La puissance de ce monstre est par ailleurs décuplée par la drogue et la réminiscence d'un phare vecteur de trauma pour Birdboy, tant et si bien qu'il peut causer un véritable carnage.


Même les détails les plus anodins n'en sont pas, à l'instar de ces objets du quotidien qui prennent littéralement vie sous nos yeux et soulignent également à leur manière le côté dissonant d'un quotidien empreint à tous les niveaux de cette inquiétante étrangeté source d'angoisse, d'autant qu'ils sont également doués de sensibilité et peuvent de ce fait souffrir. Il est possible qu'un réveil finisse par hanter vos cauchemars suite au visionnage de ce film.
Peut-être faut-il y voir une allégorie de ces objets qu'on jette sans même y penser ou songer à leur vécu, jusqu'à ce qu'ils échouent dans une décharge marquant l'achèvement de l'oeuvre destructrice du consumérisme. Cet objet filmique se prête de toute façon à maintes interprétations et il est tout à fait possible que mon hypothèse soit complétée ou invalidée par d'autres.

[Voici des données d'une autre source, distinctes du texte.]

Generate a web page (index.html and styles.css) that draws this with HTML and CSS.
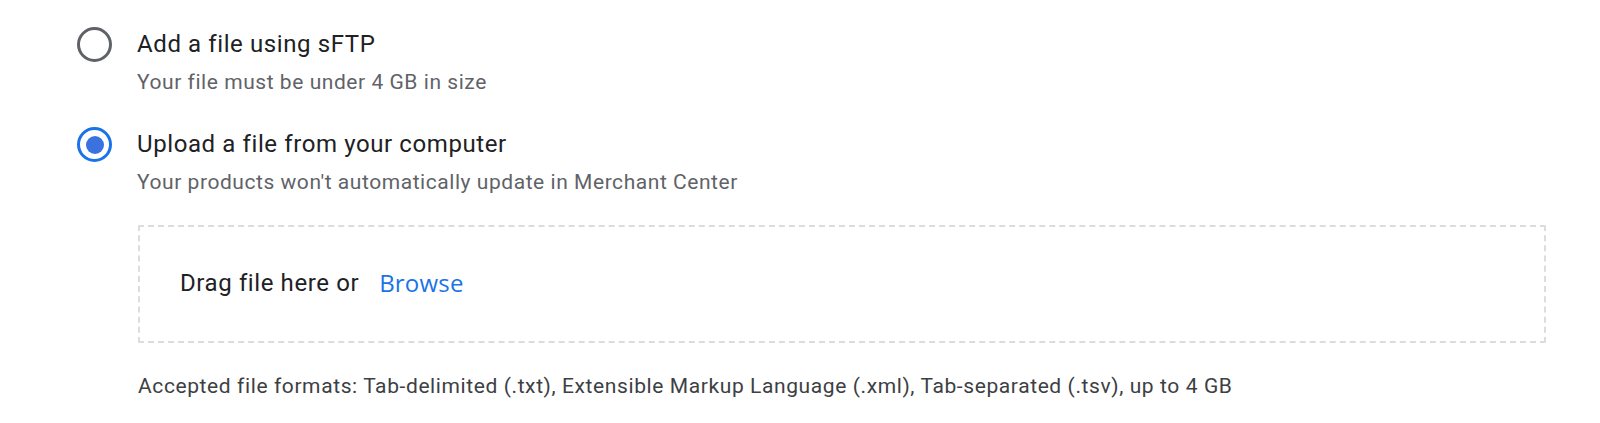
FILE: index.html
```html
<!DOCTYPE html>
<html lang="en">
  <head>
    <meta charset="UTF-8" />
    <meta name="viewport" content="width=device-width, initial-scale=1.0" />
    <title>Upload feed file</title>
    <link rel="stylesheet" href="styles.css">
  </head>
  <body>
    <div class="options">
      <label class="option">
        <span class="radio"></span>
        <span class="option-text">
          <span class="option-title">Add a file using sFTP</span>
          <span class="option-sub">Your file must be under 4 GB in size</span>
        </span>
      </label>
      <label class="option">
        <span class="radio checked"></span>
        <span class="option-text">
          <span class="option-title">Upload a file from your computer</span>
          <span class="option-sub">Your products won't automatically update in Merchant Center</span>
        </span>
      </label>

      <div class="upload">
        <div class="dropzone">
          <span class="drag">Drag file here or</span>
          <a class="browse" href="#">Browse</a>
        </div>
        <div class="formats">
          Accepted file formats: Tab-delimited (.txt), Extensible Markup Language (.xml), Tab-separated (.tsv), up to 4 GB
        </div>
      </div>
    </div>
  </body>
</html>
```

FILE: styles.css
```css
body {
  margin: 0;
  background: #fff;
  font-family: Roboto, "Liberation Sans", sans-serif;
  color: #202124;
}

.options {
  padding: 28px 54px 0 77px;
}

.option {
  display: flex;
  gap: 25px;
  margin-bottom: 32px;
}

.radio {
  flex: none;
  width: 35px;
  height: 35px;
  margin-top: -1px;
  border: 3px solid #5f6368;
  border-radius: 50%;
  box-sizing: border-box;
  display: flex;
  align-items: center;
  justify-content: center;
}
.radio.checked {
  border-color: #1a73e8;
}
.radio.checked::after {
  content: "";
  width: 18px;
  height: 18px;
  border-radius: 50%;
  background: #3a73e0;
}

.option-text {
  display: flex;
  flex-direction: column;
}
.option-title {
  font-size: 24px;
  line-height: 32px;
  letter-spacing: 0.6px;
}
.option-sub {
  margin-top: 8px;
  font-size: 21px;
  line-height: 28px;
  color: #5f6368;
  letter-spacing: 0.55px;
}

.upload {
  margin-left: 61px;
  margin-top: -3px;
}

.dropzone {
  height: 118px;
  box-sizing: border-box;
  border: 2px dashed #dadce0;
  border-radius: 2px;
  display: flex;
  align-items: center;
  padding-left: 40px;
  padding-bottom: 3px;
  gap: 20px;
}
.drag {
  font-size: 24px;
  line-height: 32px;
  letter-spacing: 0.6px;
}
.browse {
  font-family: "Open Sans", Roboto, sans-serif;
  font-size: 24px;
  line-height: 32px;
  font-weight: 500;
  letter-spacing: 0.2px;
  color: #1a73e8;
  text-decoration: none;
}

.formats {
  margin-top: 29px;
  font-size: 21px;
  line-height: 28px;
  letter-spacing: 0.6px;
  color: #3c4043;
}
```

La nature semble elle aussi porter les stigmates de la catastrophe industrielle et de la noirceur du monde, mais peut receler bien des merveilles, à l'instar du refuge pour oiseaux de Birdboy, « paradis perdu » tout droit sorti d'un film de Miyazaki. C'est pourquoi "Psiconautas" peut également être perçu comme une fable écologique proche dans sa démarche de "Nausicaä de la vallée du vent".
Dans un univers si sombre, la beauté est d'autant plus éclatante et la poésie côtoie allègrement la violence.


Rien ne garantit que la quête des personnages les mènera vers une issue heureuse. Leur projet est comparable à un travail de Sisyphe, d'autant qu'ils sont confrontés à de multiples exemples d'échec et qu'une force mystérieuse semble les retenir sur l'île. Pour autant, malgré les affres de la fatalité, leurs actes ne sont pas uniquement indexés sur ce que dictent leurs démons intérieurs. Ils disposent d'une marge pour s'affirmer par leurs choix.
Plusieurs moments de grâce viennent quelque peu contrebalancer le pessimisme ambiant et l'atmosphère sinistre de l'île magnifie plus encore ce qui mérite d'être préservé en ce bas monde. Un îlot d'optimisme persiste dans cet océan de désespoir.